We simply go to what is familiar, what seems tangible, what we believe has come through for us in the past. We see this dynamic at play in Isaiah as God invites them to rest in trusting quiet:
For thus said the Lord GOD, the Holy One of Israel, “In returning and rest you shall be saved; in quietness and in trust shall be your strength.” But you were unwilling, and you said, “No! We will flee upon horses”; therefore you shall flee away; and, “We will ride upon swift steeds”; therefore your pursuers shall be swift. (vs. 15-16)
In their response, they chose familiar, tangible strength and power (horses were symbolic of power and strength in the ancient world).

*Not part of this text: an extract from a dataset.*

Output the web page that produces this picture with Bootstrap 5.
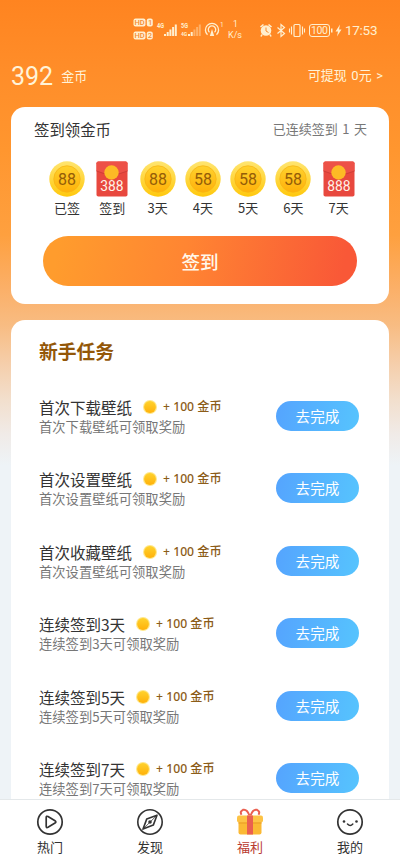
<!DOCTYPE html>
<html lang="zh-CN">
<head>
<meta charset="utf-8">
<meta name="viewport" content="width=device-width, initial-scale=1">
<title>福利</title>
<link href="https://cdn.jsdelivr.net/npm/bootstrap@5.3.0/dist/css/bootstrap.min.css" rel="stylesheet">
<style>
body{font-family:"Noto Sans CJK SC",sans-serif;color:#333;background:#eef3f7}
.app{height:866px;background:linear-gradient(180deg,#ff8420 0,#ff8d29 70px,#ff962f 150px,#fea03f 235px,#fbb069 290px,#f8bc82 325px,#f5cfac 365px,#f2dfcd 400px,#f0ebe8 435px,#eef3f7 465px)}
.status{height:58px;color:#ffefcf;padding:2px 22px 0 132px}
.status svg{display:block}
.topline{height:49px;padding:0 17px 13px 11px;color:#fff3d8}
.coins{font-size:25px;line-height:34px;padding-top:2px}
.latin{font-family:Roboto,"Noto Sans CJK SC",sans-serif}
.withdraw{word-spacing:1.3px}
.t13{font-size:13px;line-height:18px}
.panel{margin:0 11px;background:#fff;border-radius:14px}
.checkin{height:197px}
.checkin-head{padding:11px 22px 0 23px;height:43px}
.streak{font-size:13px;line-height:18px;padding-top:2px;word-spacing:1.6px}
.t15{font-size:15.4px;line-height:22px}
.soft{color:#777}
.days{padding:11px 12px 0 33.5px;height:78px}
.day{width:45.25px}
.day svg{display:block}
.day span{font-size:13px;line-height:18px;margin-top:2px}
.sign{margin:8px 32px 0;height:50px;border-radius:25px;background:linear-gradient(100deg,#ff9c2d 5%,#ff8532 45%,#f95837 95%);color:#fff8ec;font-size:18.6px;font-weight:500;padding:0;border:0;line-height:50px;width:314px}
.tasks{margin-top:16px;border-radius:14px 14px 0 0;min-height:0}
.tasks h2{font-size:18.8px;font-weight:700;color:#935708;line-height:26px;margin:0;padding:18px 0 0 28px}
.list{padding:15px 30px 0 28px}
.task{height:72.5px;padding-top:16.5px}
.task .name{font-size:15.5px;line-height:22px}
.task .reward{font-family:"Noto Sans","Noto Sans CJK SC",sans-serif;font-size:12.2px;line-height:18px;font-weight:500;color:#8c5c18;margin-left:5px}
.task .desc{font-size:13.3px;line-height:18px;color:#777}
.task .dot{margin-left:10px}
.go{width:83px;height:30px;border-radius:15px;background:linear-gradient(100deg,#55a4fe,#56c4fe);color:#fff;font-size:14.6px;line-height:30px;padding:0;border:0;margin-top:5px}
.tabs{height:67px;background:#fff;border-top:1px solid #e4e8ea}
.tabs a{color:#333;font-size:13px;line-height:18px;padding-top:8px}
.tabs a span{margin-top:2px}
.tabs a.active{color:#b93a30}
</style>
<script src="https://cdn.jsdelivr.net/npm/bootstrap@5.3.0/dist/js/bootstrap.bundle.min.js"></script>
</head>
<body>
<svg width="0" height="0" class="position-absolute" aria-hidden="true">
<defs>
<linearGradient id="outer" x1="0" y1="0" x2="0" y2="1"><stop offset="0" stop-color="#ffe570"/><stop offset="1" stop-color="#ffc80d"/></linearGradient>
<linearGradient id="inner" x1="0" y1="0" x2="0" y2="1"><stop offset="0" stop-color="#ffd22d"/><stop offset="1" stop-color="#ffb10a"/></linearGradient>
<symbol id="coin" viewBox="0 0 36 36"><circle cx="18" cy="18" r="17.7" fill="url(#outer)"/><circle cx="18" cy="18" r="13.2" fill="url(#inner)" stroke="#f7b515" stroke-width=".8"/></symbol>
<symbol id="packet" viewBox="0 0 32 36"><rect x=".5" y=".5" width="31" height="35" rx="1.8" fill="#e8483e"/><path d="M.5 2.300Q.5.500 2.300.500H29.700Q31.500.500 31.500 2.300V10Q16 17 .5 10Z" fill="#ed5147"/><path d="M.5 10Q16 17 31.500 10" fill="none" stroke="#c93a33" stroke-width=".8"/><circle cx="15.500" cy="11.500" r="7.200" fill="#fdbb25"/></symbol>
<symbol id="dot" viewBox="0 0 16 16"><circle cx="8" cy="8" r="7" fill="#ffe78a"/><circle cx="8" cy="8" r="5.900" fill="url(#inner)"/></symbol>
</defs>
</svg>
<div class="app d-flex flex-column overflow-hidden">
<div class="status d-flex flex-shrink-0 align-items-center justify-content-between">
<svg width="112" height="30" viewBox="0 0 112 30" fill="#ffefcf" font-family="Roboto,sans-serif">
<g><rect x="1.500" y="3.500" width="12" height="8" rx="2"/><rect x="14.800" y="3.500" width="6" height="8" rx="2"/><rect x="1.500" y="16.500" width="12" height="8" rx="2"/><rect x="14.800" y="16.500" width="6" height="8" rx="2"/></g>
<g fill="#f58b32" font-size="7.500" font-weight="500"><text x="2.400" y="10.200">HD</text><text x="16" y="10.200">1</text><text x="2.400" y="23.200">HD</text><text x="15.800" y="23.200">2</text></g>
<text x="25" y="12.500" font-size="6.500" font-weight="700" textLength="7" lengthAdjust="spacingAndGlyphs">4G</text>
<path d="M32 19h2v2h-2zM34.700 17h2v4h-2zM37.400 14.500h2V21h-2zM40.100 12h2v9h-2zM42.800 9.500h2V21h-2z"/>
<text x="49" y="12.500" font-size="6.500" font-weight="700" textLength="7" lengthAdjust="spacingAndGlyphs">5G</text><text x="49" y="21" font-size="5" font-weight="700">4G</text>
<path d="M56 19h2v2h-2zM58.700 17h2v4h-2z"/><path opacity=".4" d="M61.400 14.500h2V21h-2zM64.100 12h2v9h-2zM66.800 9.500h2V21h-2z"/>
<g fill="none" stroke="#ffefcf" stroke-width="1.300"><path d="M75.500 19.800a6.600 6.600 0 1 1 9 0"/><path d="M77.500 17.300a3.700 3.700 0 1 1 5 0"/></g><path d="M80 14l2.200 7h-4.400z"/>
<text x="88" y="12" font-size="6.500">1</text><text x="101" y="11.500" font-size="8.500">1</text><text x="96" y="23" font-size="9" textLength="14">K/s</text>
</svg>
<svg width="119" height="20" viewBox="0 0 119 20" fill="#ffefcf" font-family="Roboto,sans-serif">
<circle cx="7" cy="10.500" r="5.300"/><path d="M1.500 7L4.500 4.500M12.500 7L9.500 4.500M3 14.500l-1 2M11 14.500l1 2" stroke="#ffefcf" stroke-width="1.600"/><path d="M7 7.500V11l2.500 1.500" stroke="#f98b30" fill="none"/>
<path d="M18.500 7.500l7 6-3.500 3V4.500l3.500 3-7 6" fill="none" stroke="#ffefcf" stroke-width="1.200"/>
<rect x="35" y="4.500" width="6" height="12" rx="1" fill="none" stroke="#ffefcf" stroke-width="1.200"/><path d="M32.500 6.500v8M43.500 6.500v8M30.500 8.500v4M45.500 8.500v4" stroke="#ffefcf" stroke-width="1.100"/>
<rect x="50.500" y="4.500" width="20" height="12" rx="2.500" fill="none" stroke="#ffefcf"/><path d="M72 8.500h1.500v4H72z"/><text x="52" y="14.400" font-size="10.500" textLength="17">100</text>
<path d="M81 4.500l-4.500 7H79l-1 5 4.500-7H80z"/>
<text x="86" y="15.300" font-size="13.500" textLength="32.500">17:53</text>
</svg>
</div>
<header class="topline d-flex flex-shrink-0 align-items-center justify-content-between">
<div class="d-flex align-items-center"><span class="coins latin">392</span><span class="t13 ms-1 ps-1">金币</span></div>
<span class="t13 latin withdraw">可提现 0元 &gt;</span>
</header>
<section class="panel checkin flex-shrink-0">
<div class="checkin-head d-flex justify-content-between"><span class="t15">签到领金币</span><span class="streak soft">已连续签到 1 天</span></div>
<div class="days d-flex" id="days"></div>
<button class="btn sign d-block" type="button">签到</button>
</section>
<section class="panel tasks flex-grow-1 overflow-hidden">
<h2>新手任务</h2>
<div class="list" id="tasks"></div>
</section>
<nav class="tabs d-flex flex-shrink-0">
<a href="#" class="col-3 d-flex flex-column align-items-center text-decoration-none"><svg width="28" height="28" viewBox="0 0 28 28" fill="none" stroke="#333" stroke-width="1.700"><circle cx="14" cy="14" r="12.200"/><path d="M10.200 9.600q0-2 1.800-1l7 4.200q1.700 1.200 0 2.200l-7 4.200q-1.800 1-1.800-1z"/></svg><span>热门</span></a>
<a href="#" class="col-3 d-flex flex-column align-items-center text-decoration-none"><svg width="28" height="28" viewBox="0 0 28 28" fill="none" stroke="#333" stroke-width="1.600" stroke-linejoin="round"><circle cx="14" cy="14" r="12.200"/><path d="M21 7.200l-3.700 9.900-10.300 4 3.700-10z"/><path d="M7 21.100L21 7.200" stroke-width=".8"/><circle cx="14" cy="14" r="1.800" fill="#333" stroke="none"/></svg><span>发现</span></a>
<a href="#" class="col-3 active d-flex flex-column align-items-center text-decoration-none"><svg width="28" height="28" viewBox="0 0 28 28"><path d="M2.500 14h23v10.500a2 2 0 0 1-2 2h-19a2 2 0 0 1-2-2z" fill="#fbb934"/><rect x="1" y="7.500" width="26" height="7" rx="2" fill="#fdc345"/><path d="M2.500 14.500h23v1h-23z" fill="#e99b24"/><path d="M11 7.500h6v19h-6z" fill="#ea6050"/><path d="M13.500 7.500Q11 .8 7 1.800 3.500 3.500 5.500 6.800M14.500 7.500Q17 .8 21 1.800 24.500 3.500 22.500 6.800" fill="none" stroke="#ea6050" stroke-width="2"/></svg><span>福利</span></a>
<a href="#" class="col-3 d-flex flex-column align-items-center text-decoration-none"><svg width="28" height="28" viewBox="0 0 28 28" fill="none" stroke="#333" stroke-width="1.700" stroke-linecap="round"><circle cx="14" cy="14" r="12.200"/><path d="M11.500 16q2.800 3 5.300 0" stroke-width="1.500"/><g fill="#333" stroke="none"><circle cx="8" cy="13.500" r="1.300"/><circle cx="20.500" cy="13.500" r="1.300"/></g></svg><span>我的</span></a>
</nav>
</div>
<script>
const days=[['88','已签'],['388','签到'],['88','3天'],['58','4天'],['58','5天'],['58','6天'],['888','7天']];
document.getElementById('days').innerHTML=days.map(([n,label])=>{
const red=n.length===3;
return `<div class="day d-flex flex-column align-items-center"><svg class="latin" width="36" height="36" viewBox="0 0 36 36"><use href="#${red?'packet':'coin'}" x="${red?2:0}" width="${red?32:36}" height="36"/><text x="18" y="${red?30:24}" text-anchor="middle" font-size="${red?13.8:16}" fill="${red?'#fff3e8':'#945d08'}">${n}</text></svg><span>${label}</span></div>`}).join('');
const tasks=[['首次下载壁纸','首次下载壁纸可领取奖励'],['首次设置壁纸','首次设置壁纸可领取奖励'],['首次收藏壁纸','首次设置壁纸可领取奖励'],['连续签到3天','连续签到3天可领取奖励'],['连续签到5天','连续签到5天可领取奖励'],['连续签到7天','连续签到7天可领取奖励']];
document.getElementById('tasks').innerHTML=tasks.map(([name,desc])=>`<div class="task d-flex justify-content-between align-items-start"><div><div class="d-flex align-items-center"><span class="name">${name}</span><svg class="dot" width="16" height="16"><use href="#dot"/></svg><span class="reward">+ 100 金币</span></div><div class="desc">${desc}</div></div><button class="btn go" type="button">去完成</button></div>`).join('');
</script>
</body>
</html>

The contrast could not be clearer between striving to maintain control, power, and security and resting in God’s strength that comes through trust and quietness. With the words your pursuers shall be swift, God graciously reminds them that “worshiping/trusting” in the gods of this world put us in a vicious cycle. True worship comes from a heart at rest.
Confronting the idols in our lives is not easy work and we often fail, but there is grace. Just a few verses later, Isaiah reminds: “Therefore the LORD waits to be gracious to you, and therefore he exalts himself to show mercy to you. For the LORD is a God of justice; blessed are all those who wait for him.” (Isaiah 30:18) The word wait brings us back again to the concept of patience. For what do you need to wait?
Questions for reflection: do you see the tendency to run to things that might give you a sense of control and power and significance? Ask God to give insight into what this might be for you.
Prayer: Lord, thank You for always pursuing my heart and desiring what connects most clearly with how You’ve made me. This week, please give me courage and wisdom to reflect well on how idolatry is at work in my life, to release what I’ve been trusting that isn’t You, and to remember that I can wait on You because Your timing is always perfect in all things. Amen.